TASK PROMPT: Retype exactly the lines from the first one through the line with "import clsx from", including both ends; skip any pictures.

---

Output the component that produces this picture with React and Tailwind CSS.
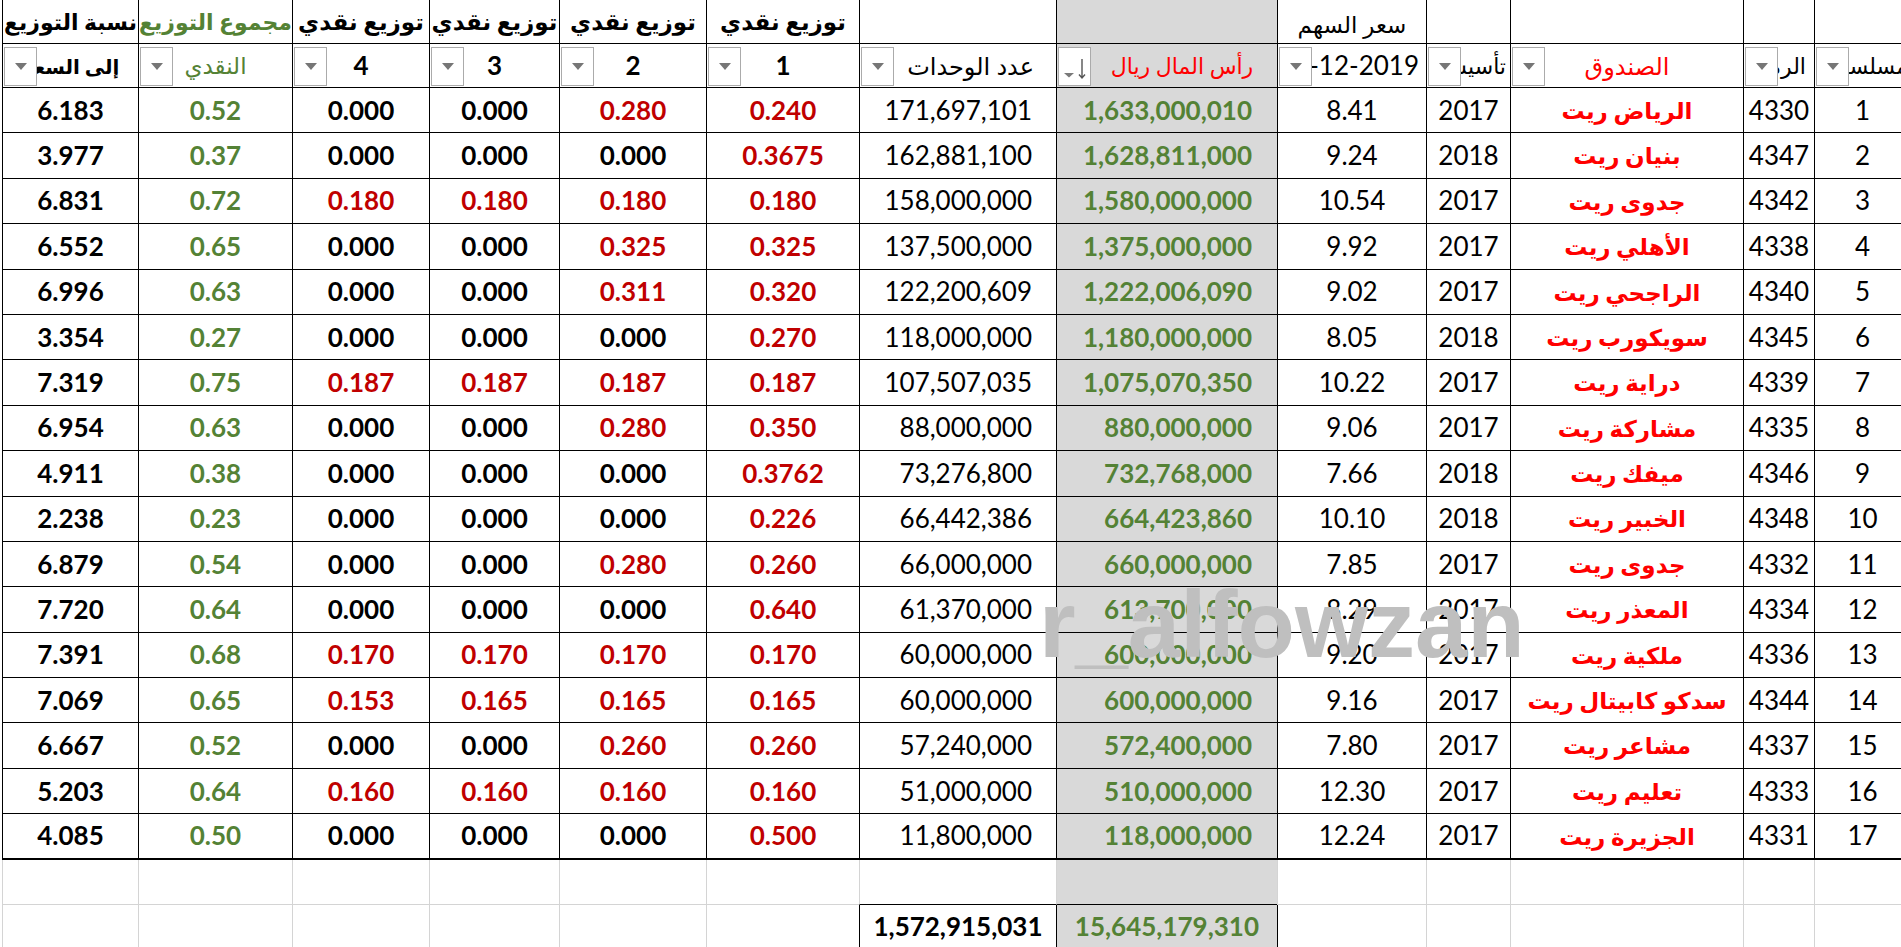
import React from "react";
import clsx from "clsx";

// column widths, left to right as the sheet shows them (the sheet is right-to-left)
const W = [
  "w-[136px]",
  "w-[154px]",
  "w-[137px]",
  "w-[130px]",
  "w-[147px]",
  "w-[153px]",
  "w-[197px]",
  "w-[221px]",
  "w-[149px]",
  "w-[84px]",
  "w-[233px]",
  "w-[71px]",
  "w-[96px]",
];

// serial, symbol, fund, year, price, capital, units, [d1..d4], total, yield
const rows = [
  [1, 4330, "الرياض ريت", 2017, "8.41", "1,633,000,010", "171,697,101", ["0.240", "0.280", "0.000", "0.000"], "0.52", "6.183"],
  [2, 4347, "بنيان ريت", 2018, "9.24", "1,628,811,000", "162,881,100", ["0.3675", "0.000", "0.000", "0.000"], "0.37", "3.977"],
  [3, 4342, "جدوى ريت", 2017, "10.54", "1,580,000,000", "158,000,000", ["0.180", "0.180", "0.180", "0.180"], "0.72", "6.831"],
  [4, 4338, "الأهلي ريت", 2017, "9.92", "1,375,000,000", "137,500,000", ["0.325", "0.325", "0.000", "0.000"], "0.65", "6.552"],
  [5, 4340, "الراجحي ريت", 2017, "9.02", "1,222,006,090", "122,200,609", ["0.320", "0.311", "0.000", "0.000"], "0.63", "6.996"],
  [6, 4345, "سويكورب ريت", 2018, "8.05", "1,180,000,000", "118,000,000", ["0.270", "0.000", "0.000", "0.000"], "0.27", "3.354"],
  [7, 4339, "دراية ريت", 2017, "10.22", "1,075,070,350", "107,507,035", ["0.187", "0.187", "0.187", "0.187"], "0.75", "7.319"],
  [8, 4335, "مشاركة ريت", 2017, "9.06", "880,000,000", "88,000,000", ["0.350", "0.280", "0.000", "0.000"], "0.63", "6.954"],
  [9, 4346, "ميفك ريت", 2018, "7.66", "732,768,000", "73,276,800", ["0.3762", "0.000", "0.000", "0.000"], "0.38", "4.911"],
  [10, 4348, "الخبير ريت", 2018, "10.10", "664,423,860", "66,442,386", ["0.226", "0.000", "0.000", "0.000"], "0.23", "2.238"],
  [11, 4332, "جدوى ريت", 2017, "7.85", "660,000,000", "66,000,000", ["0.260", "0.280", "0.000", "0.000"], "0.54", "6.879"],
  [12, 4334, "المعذر ريت", 2017, "8.29", "613,700,000", "61,370,000", ["0.640", "0.000", "0.000", "0.000"], "0.64", "7.720"],
  [13, 4336, "ملكية ريت", 2017, "9.20", "600,000,000", "60,000,000", ["0.170", "0.170", "0.170", "0.170"], "0.68", "7.391"],
  [14, 4344, "سدكو كابيتال ريت", 2017, "9.16", "600,000,000", "60,000,000", ["0.165", "0.165", "0.165", "0.153"], "0.65", "7.069"],
  [15, 4337, "مشاعر ريت", 2017, "7.80", "572,400,000", "57,240,000", ["0.260", "0.260", "0.000", "0.000"], "0.52", "6.667"],
  [16, 4333, "تعليم ريت", 2017, "12.30", "510,000,000", "51,000,000", ["0.160", "0.160", "0.160", "0.160"], "0.64", "5.203"],
  [17, 4331, "الجزيرة ريت", 2017, "12.24", "118,000,000", "11,800,000", ["0.500", "0.000", "0.000", "0.000"], "0.50", "4.085"],
];

const Cell = ({ i, className, children }) => (
  <div
    className={clsx(
      "relative flex shrink-0 items-center justify-center overflow-hidden whitespace-nowrap border-l border-b",
      W[i],
      i === 7 && "bg-[#d9d9d9]",
      className
    )}
  >
    {children}
  </div>
);

const Drop = ({ sort }) => (
  <span className="absolute left-[1px] top-[3px] z-10 flex h-[39px] w-[33px] items-center justify-center border border-[#ababab] bg-white">
    {sort ? (
      <svg width="31" height="37" viewBox="0 0 31 37">
        <path d="M5 25h10l-5 4.5z" fill="#7a7a7a" />
        <path d="M23 11v19M20 26.5l3 3.5 3-3.5" stroke="#555" strokeWidth="1.4" fill="none" />
      </svg>
    ) : (
      <svg width="12" height="8" viewBox="0 0 12 8">
        <path d="M0 0h12L6 7z" fill="#767676" />
      </svg>
    )}
  </span>
);

const dist = (v) => (v === "0.000" ? "text-black" : "text-[#c00000]");

export default function App() {
  return (
    <div className="relative h-[947px] w-[1901px] overflow-hidden bg-white font-[Lato,'DejaVu_Sans',sans-serif] text-black">
      <div className="ml-[2px] flex w-max flex-col">
        {/* header line 1 */}
        <div className="flex h-[44px]">
          <Cell i={0} className="border-black text-[22px] font-bold">نسبة التوزيع</Cell>
          <Cell i={1} className="border-black text-[22px] font-bold text-[#548235]">مجموع التوزيع</Cell>
          <Cell i={2} className="border-black text-[23px] font-bold">توزيع نقدي</Cell>
          <Cell i={3} className="border-black text-[23px] font-bold">توزيع نقدي</Cell>
          <Cell i={4} className="border-black text-[23px] font-bold">توزيع نقدي</Cell>
          <Cell i={5} className="border-black text-[23px] font-bold">توزيع نقدي</Cell>
          <Cell i={6} className="border-black" />
          <Cell i={7} className="border-black" />
          <Cell i={8} className="border-black pt-[6px] text-[23px]">سعر السهم</Cell>
          <Cell i={9} className="border-black" />
          <Cell i={10} className="border-black" />
          <Cell i={11} className="border-black" />
          <Cell i={12} className="border-black" />
        </div>

        {/* header line 2 with filter buttons */}
        <div className="flex h-[44px]">
          <Cell i={0} className="border-black text-[20px] font-bold"><Drop />إلى السعر</Cell>
          <Cell i={1} className="border-black text-[23px] text-[#548235]"><Drop />النقدي</Cell>
          <Cell i={2} className="border-black text-[26px] font-bold"><Drop />4</Cell>
          <Cell i={3} className="border-black text-[26px] font-bold"><Drop />3</Cell>
          <Cell i={4} className="border-black text-[26px] font-bold"><Drop />2</Cell>
          <Cell i={5} className="border-black text-[26px] font-bold"><Drop />1</Cell>
          <Cell i={6} className="justify-end border-black pr-[22px] text-[24px]"><Drop />عدد الوحدات</Cell>
          <Cell i={7} className="border-black pl-[30px] text-[22px] text-[#ff0000]"><Drop sort />رأس المال ريال</Cell>
          <Cell i={8} className="justify-end border-black pr-[7px] text-[26px]"><Drop /><span dir="ltr">31-12-2019</span></Cell>
          <Cell i={9} className="justify-end border-black pr-[4px] text-[22px]"><Drop />تأسيس</Cell>
          <Cell i={10} className="border-black text-[24px] text-[#ff0000]"><Drop />الصندوق</Cell>
          <Cell i={11} className="justify-end border-black pr-[8px] text-[22px]"><Drop />الرمز</Cell>
          <Cell i={12} className="justify-end border-black pr-[2px] text-[22px]"><Drop />مسلسل</Cell>
        </div>

        {rows.map(([n, sym, name, year, price, cap, units, d, sum, pct], k) => {
          const b = k === rows.length - 1 ? "border-b-2 border-black" : "border-black";
          return (
            <div key={n} className="flex h-[45.4px] text-[26px]">
              <Cell i={0} className={clsx(b, "font-bold")}>{pct}</Cell>
              <Cell i={1} className={clsx(b, "font-bold text-[#548235]")}>{sum}</Cell>
              <Cell i={2} className={clsx(b, "font-bold", dist(d[3]))}>{d[3]}</Cell>
              <Cell i={3} className={clsx(b, "font-bold", dist(d[2]))}>{d[2]}</Cell>
              <Cell i={4} className={clsx(b, "font-bold", dist(d[1]))}>{d[1]}</Cell>
              <Cell i={5} className={clsx(b, "font-bold", dist(d[0]))}>{d[0]}</Cell>
              <Cell i={6} className={clsx(b, "justify-end pr-[24px]")}>{units}</Cell>
              <Cell i={7} className={clsx(b, "justify-end pr-[25px] font-bold text-[#548235]")}>{cap}</Cell>
              <Cell i={8} className={b}>{price}</Cell>
              <Cell i={9} className={b}>{year}</Cell>
              <Cell i={10} className={clsx(b, "text-[23px] font-bold text-[#ff0000]")}>{name}</Cell>
              <Cell i={11} className={b}>{sym}</Cell>
              <Cell i={12} className={b}>{n}</Cell>
            </div>
          );
        })}

        {/* blank line */}
        <div className="flex h-[45px]">
          {W.map((_, i) => (
            <Cell
              key={i}
              i={i}
              className={clsx(
                i === 6 || i === 7 ? "border-b-black" : "border-b-[#d4d4d4]",
                "border-l-[#d4d4d4]"
              )}
            />
          ))}
        </div>

        {/* totals */}
        <div className="flex h-[45px] text-[26px] font-bold">
          {W.map((_, i) => (
            <Cell
              key={i}
              i={i}
              className={clsx(
                "border-b-[#d4d4d4]",
                i >= 6 && i <= 8 ? "border-l-black" : "border-l-[#d4d4d4]",
                i === 7 && "justify-end pr-[18px] text-[#548235]"
              )}
            >
              {i === 6 ? "1,572,915,031" : i === 7 ? "15,645,179,310" : null}
            </Cell>
          ))}
        </div>
      </div>

      <div className="pointer-events-none absolute left-[1039px] top-[578px] z-20 font-['Liberation_Sans',sans-serif] text-[94px] font-bold leading-none text-[#bfbfbf]">
        r_alfowzan
      </div>
    </div>
  );
}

---

REPLY TO THE EXERCISE:
Output the component that produces this picture with React and Tailwind CSS.
import React from "react";
import clsx from "clsx";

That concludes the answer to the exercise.